=== Required task ===
In the records below, find the line containing "Reproduce this screenshot" and the line containing "import React from". Give again exactly those lines and every line between them, omitting the pictures.

-- start of Task material --

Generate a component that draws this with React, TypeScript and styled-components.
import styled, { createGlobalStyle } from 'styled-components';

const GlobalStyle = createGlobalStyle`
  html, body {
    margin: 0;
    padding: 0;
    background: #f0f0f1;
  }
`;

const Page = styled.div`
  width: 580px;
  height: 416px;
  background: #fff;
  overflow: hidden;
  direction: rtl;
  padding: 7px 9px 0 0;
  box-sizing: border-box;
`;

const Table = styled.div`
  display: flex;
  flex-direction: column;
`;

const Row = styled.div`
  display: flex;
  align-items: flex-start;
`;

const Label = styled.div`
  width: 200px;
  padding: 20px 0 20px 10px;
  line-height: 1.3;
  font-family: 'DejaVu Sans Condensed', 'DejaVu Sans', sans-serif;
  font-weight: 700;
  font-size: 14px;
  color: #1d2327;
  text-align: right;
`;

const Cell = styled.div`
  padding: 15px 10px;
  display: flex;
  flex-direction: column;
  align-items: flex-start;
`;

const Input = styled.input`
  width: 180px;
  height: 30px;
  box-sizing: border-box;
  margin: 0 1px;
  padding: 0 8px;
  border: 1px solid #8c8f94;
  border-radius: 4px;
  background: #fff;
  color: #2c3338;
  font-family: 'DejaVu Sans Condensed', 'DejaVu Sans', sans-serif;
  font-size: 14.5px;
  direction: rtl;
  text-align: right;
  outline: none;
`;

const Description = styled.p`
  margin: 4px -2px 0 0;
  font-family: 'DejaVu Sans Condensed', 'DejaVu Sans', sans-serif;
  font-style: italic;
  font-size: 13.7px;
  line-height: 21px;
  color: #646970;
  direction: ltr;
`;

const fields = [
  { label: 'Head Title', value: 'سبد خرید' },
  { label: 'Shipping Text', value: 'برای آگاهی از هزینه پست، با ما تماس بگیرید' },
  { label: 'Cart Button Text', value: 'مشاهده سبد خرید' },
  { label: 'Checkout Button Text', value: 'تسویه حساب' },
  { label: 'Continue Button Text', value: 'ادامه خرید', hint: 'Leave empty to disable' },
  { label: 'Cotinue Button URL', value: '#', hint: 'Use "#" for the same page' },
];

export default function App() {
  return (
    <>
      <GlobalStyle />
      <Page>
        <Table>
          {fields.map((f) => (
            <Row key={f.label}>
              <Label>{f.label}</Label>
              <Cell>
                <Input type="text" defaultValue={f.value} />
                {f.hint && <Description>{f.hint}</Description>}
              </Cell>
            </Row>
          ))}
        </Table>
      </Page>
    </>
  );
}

-- end of Task material --
-- start of Task material --

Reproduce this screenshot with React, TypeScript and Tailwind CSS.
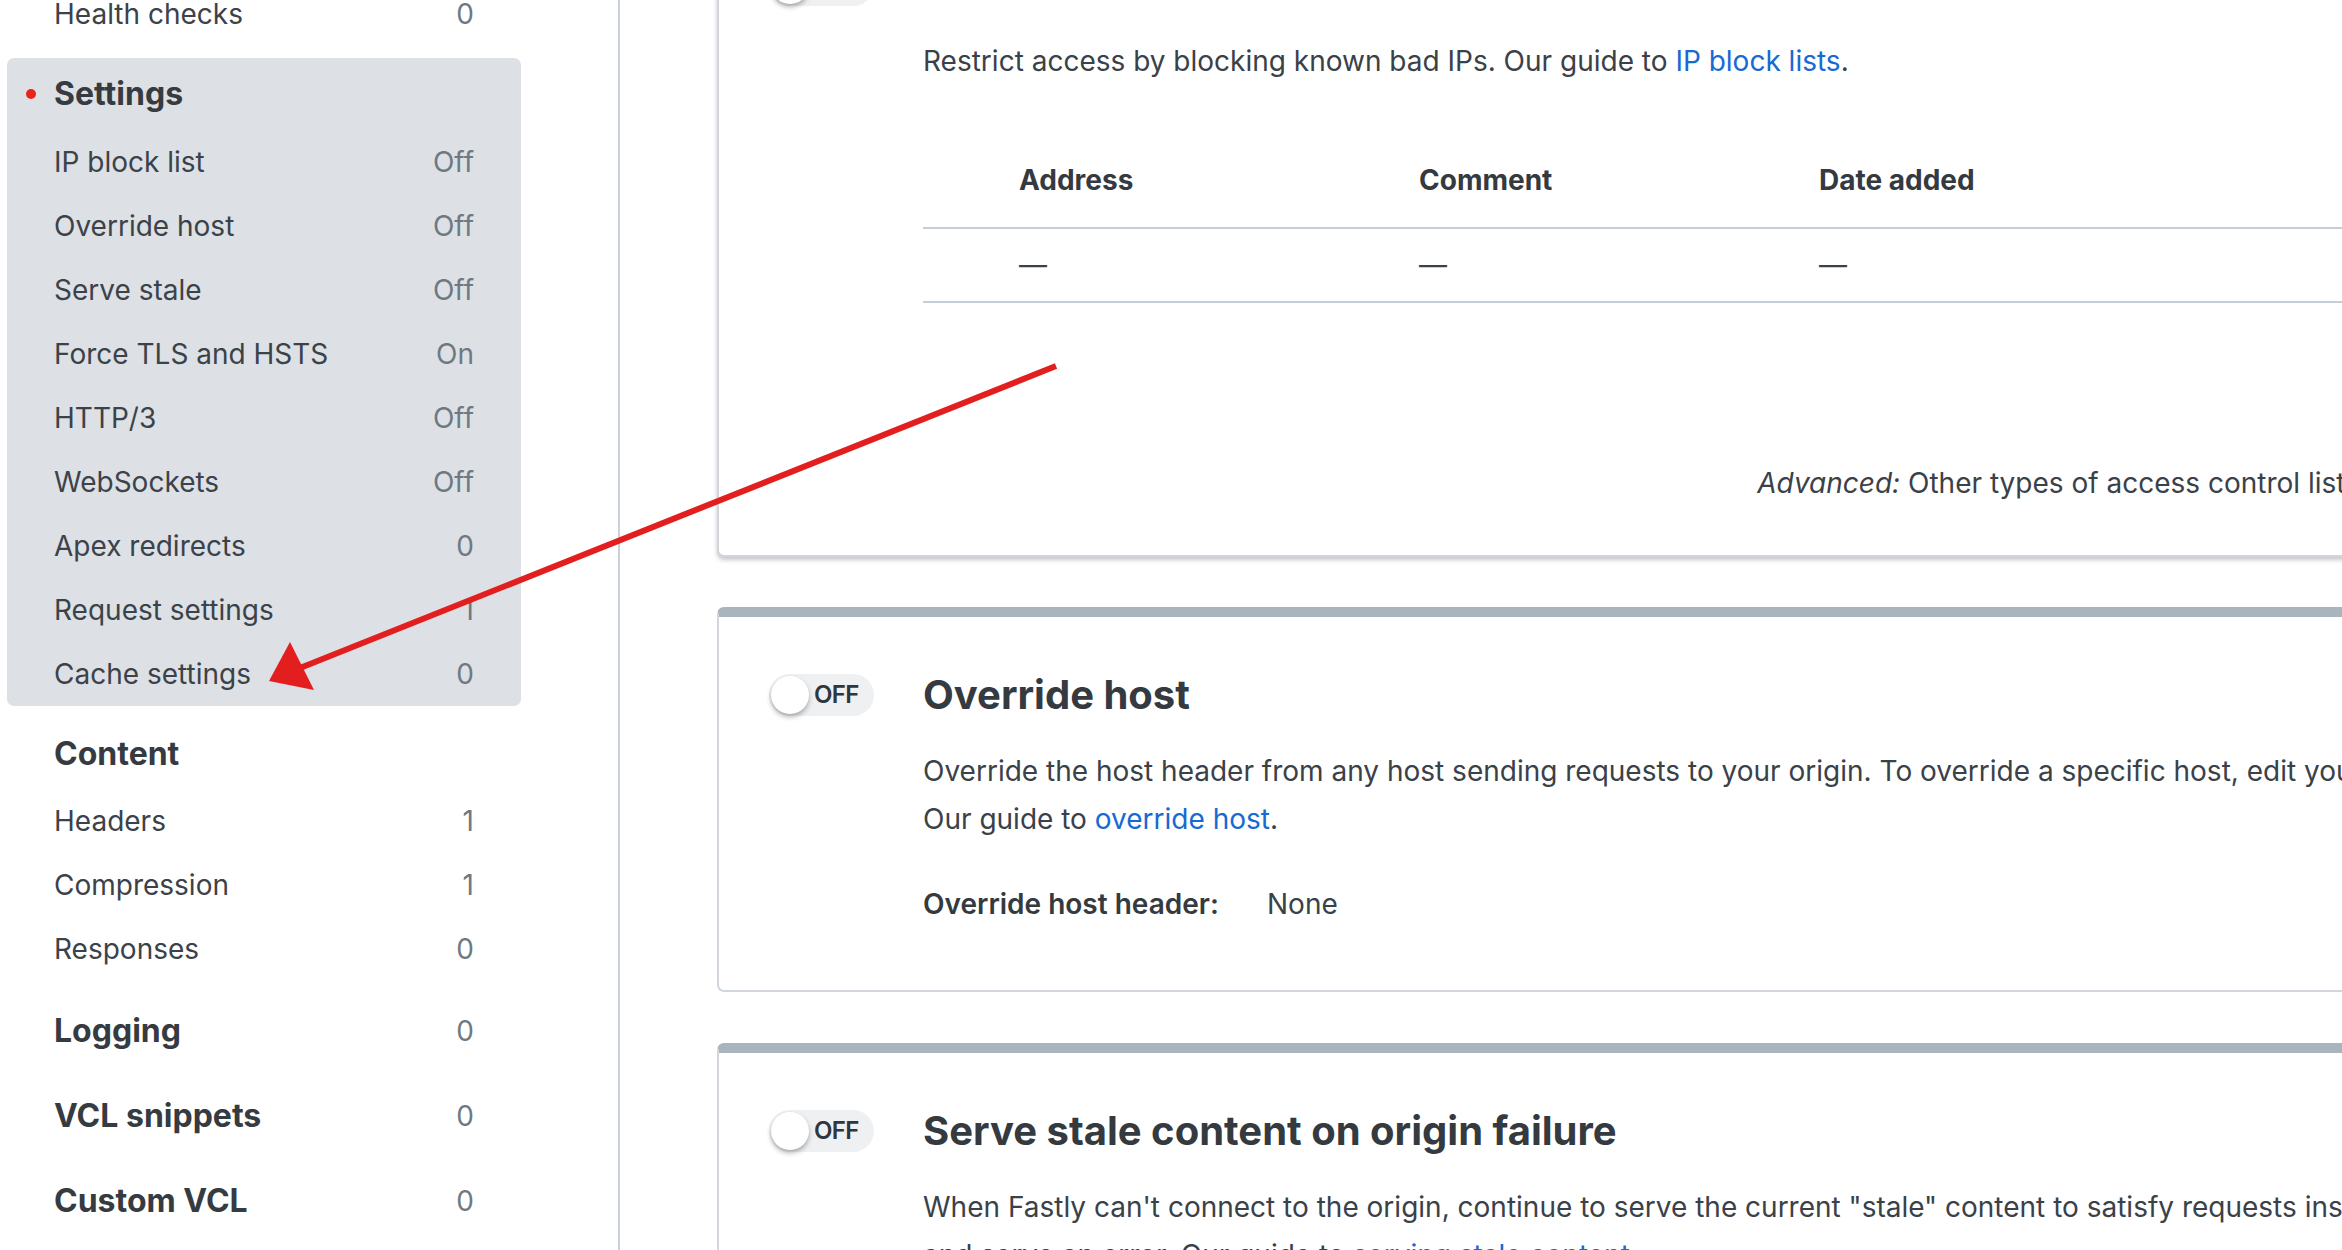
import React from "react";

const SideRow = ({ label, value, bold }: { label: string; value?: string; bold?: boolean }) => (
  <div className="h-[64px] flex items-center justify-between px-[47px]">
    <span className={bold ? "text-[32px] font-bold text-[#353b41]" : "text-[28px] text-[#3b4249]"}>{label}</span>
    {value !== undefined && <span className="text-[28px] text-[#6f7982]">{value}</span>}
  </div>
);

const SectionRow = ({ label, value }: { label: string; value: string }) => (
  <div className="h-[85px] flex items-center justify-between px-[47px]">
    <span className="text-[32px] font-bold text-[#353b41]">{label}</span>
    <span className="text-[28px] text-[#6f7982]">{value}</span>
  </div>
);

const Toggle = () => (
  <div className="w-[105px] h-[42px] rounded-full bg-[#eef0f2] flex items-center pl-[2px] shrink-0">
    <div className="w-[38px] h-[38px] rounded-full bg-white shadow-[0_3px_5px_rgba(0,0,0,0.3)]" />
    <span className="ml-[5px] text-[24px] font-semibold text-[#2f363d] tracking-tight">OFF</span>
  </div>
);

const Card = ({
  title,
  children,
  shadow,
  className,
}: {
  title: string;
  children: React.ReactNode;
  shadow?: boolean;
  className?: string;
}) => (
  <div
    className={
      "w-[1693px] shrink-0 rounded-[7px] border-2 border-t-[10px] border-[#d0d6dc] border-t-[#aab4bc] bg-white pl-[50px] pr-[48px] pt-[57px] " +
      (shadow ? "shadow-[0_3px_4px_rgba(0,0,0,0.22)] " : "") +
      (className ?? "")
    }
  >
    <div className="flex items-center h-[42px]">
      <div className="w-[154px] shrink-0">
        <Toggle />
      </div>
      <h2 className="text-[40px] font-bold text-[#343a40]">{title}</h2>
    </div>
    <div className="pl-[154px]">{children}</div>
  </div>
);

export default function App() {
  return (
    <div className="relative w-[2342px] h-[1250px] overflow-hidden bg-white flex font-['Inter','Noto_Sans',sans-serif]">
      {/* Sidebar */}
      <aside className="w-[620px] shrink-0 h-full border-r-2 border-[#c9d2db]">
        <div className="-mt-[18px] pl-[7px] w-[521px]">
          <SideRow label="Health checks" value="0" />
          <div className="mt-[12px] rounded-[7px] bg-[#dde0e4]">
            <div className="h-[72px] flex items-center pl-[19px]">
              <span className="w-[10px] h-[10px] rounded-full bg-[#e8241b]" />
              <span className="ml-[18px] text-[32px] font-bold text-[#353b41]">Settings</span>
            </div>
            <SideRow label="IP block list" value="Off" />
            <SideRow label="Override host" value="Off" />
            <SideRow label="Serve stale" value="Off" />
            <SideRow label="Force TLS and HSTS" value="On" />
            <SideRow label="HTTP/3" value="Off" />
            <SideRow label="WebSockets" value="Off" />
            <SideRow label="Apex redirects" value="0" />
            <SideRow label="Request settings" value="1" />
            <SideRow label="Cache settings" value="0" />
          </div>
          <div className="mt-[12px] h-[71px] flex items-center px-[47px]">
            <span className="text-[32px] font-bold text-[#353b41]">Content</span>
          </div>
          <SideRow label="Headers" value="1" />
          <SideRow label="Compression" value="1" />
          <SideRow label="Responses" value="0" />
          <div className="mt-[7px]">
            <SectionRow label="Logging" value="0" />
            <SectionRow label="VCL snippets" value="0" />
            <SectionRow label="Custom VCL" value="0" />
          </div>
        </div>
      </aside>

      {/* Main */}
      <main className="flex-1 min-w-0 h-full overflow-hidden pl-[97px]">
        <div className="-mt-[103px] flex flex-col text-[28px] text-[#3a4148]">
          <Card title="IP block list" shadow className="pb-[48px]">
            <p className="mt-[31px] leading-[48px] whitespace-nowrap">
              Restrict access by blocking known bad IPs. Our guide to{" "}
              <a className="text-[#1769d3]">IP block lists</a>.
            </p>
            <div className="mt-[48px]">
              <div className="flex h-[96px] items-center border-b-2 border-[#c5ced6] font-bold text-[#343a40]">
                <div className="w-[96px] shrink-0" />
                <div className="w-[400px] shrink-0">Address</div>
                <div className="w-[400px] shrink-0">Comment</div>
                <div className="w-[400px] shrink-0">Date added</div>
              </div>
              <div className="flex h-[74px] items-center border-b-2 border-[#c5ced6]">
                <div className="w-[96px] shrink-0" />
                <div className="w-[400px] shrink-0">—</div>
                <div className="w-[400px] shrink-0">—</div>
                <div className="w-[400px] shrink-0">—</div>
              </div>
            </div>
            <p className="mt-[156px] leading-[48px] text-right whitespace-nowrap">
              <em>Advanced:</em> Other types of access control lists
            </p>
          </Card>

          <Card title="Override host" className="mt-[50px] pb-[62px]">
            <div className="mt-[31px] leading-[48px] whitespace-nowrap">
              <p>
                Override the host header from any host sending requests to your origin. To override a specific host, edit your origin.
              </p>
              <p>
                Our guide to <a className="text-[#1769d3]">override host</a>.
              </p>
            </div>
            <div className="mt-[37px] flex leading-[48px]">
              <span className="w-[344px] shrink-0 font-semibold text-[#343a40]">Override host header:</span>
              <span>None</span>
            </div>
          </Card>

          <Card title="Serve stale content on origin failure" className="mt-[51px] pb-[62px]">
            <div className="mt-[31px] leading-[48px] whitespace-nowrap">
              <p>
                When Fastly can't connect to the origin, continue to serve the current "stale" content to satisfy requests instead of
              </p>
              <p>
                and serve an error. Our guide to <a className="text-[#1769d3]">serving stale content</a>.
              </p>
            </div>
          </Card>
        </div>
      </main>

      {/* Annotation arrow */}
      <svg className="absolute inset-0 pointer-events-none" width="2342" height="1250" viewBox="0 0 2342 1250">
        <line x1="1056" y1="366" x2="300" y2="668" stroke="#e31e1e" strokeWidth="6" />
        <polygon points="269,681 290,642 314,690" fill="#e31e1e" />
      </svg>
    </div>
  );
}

-- end of Task material --

=== Finished answer ===
Reproduce this screenshot with React, TypeScript and Tailwind CSS.
import React from "react";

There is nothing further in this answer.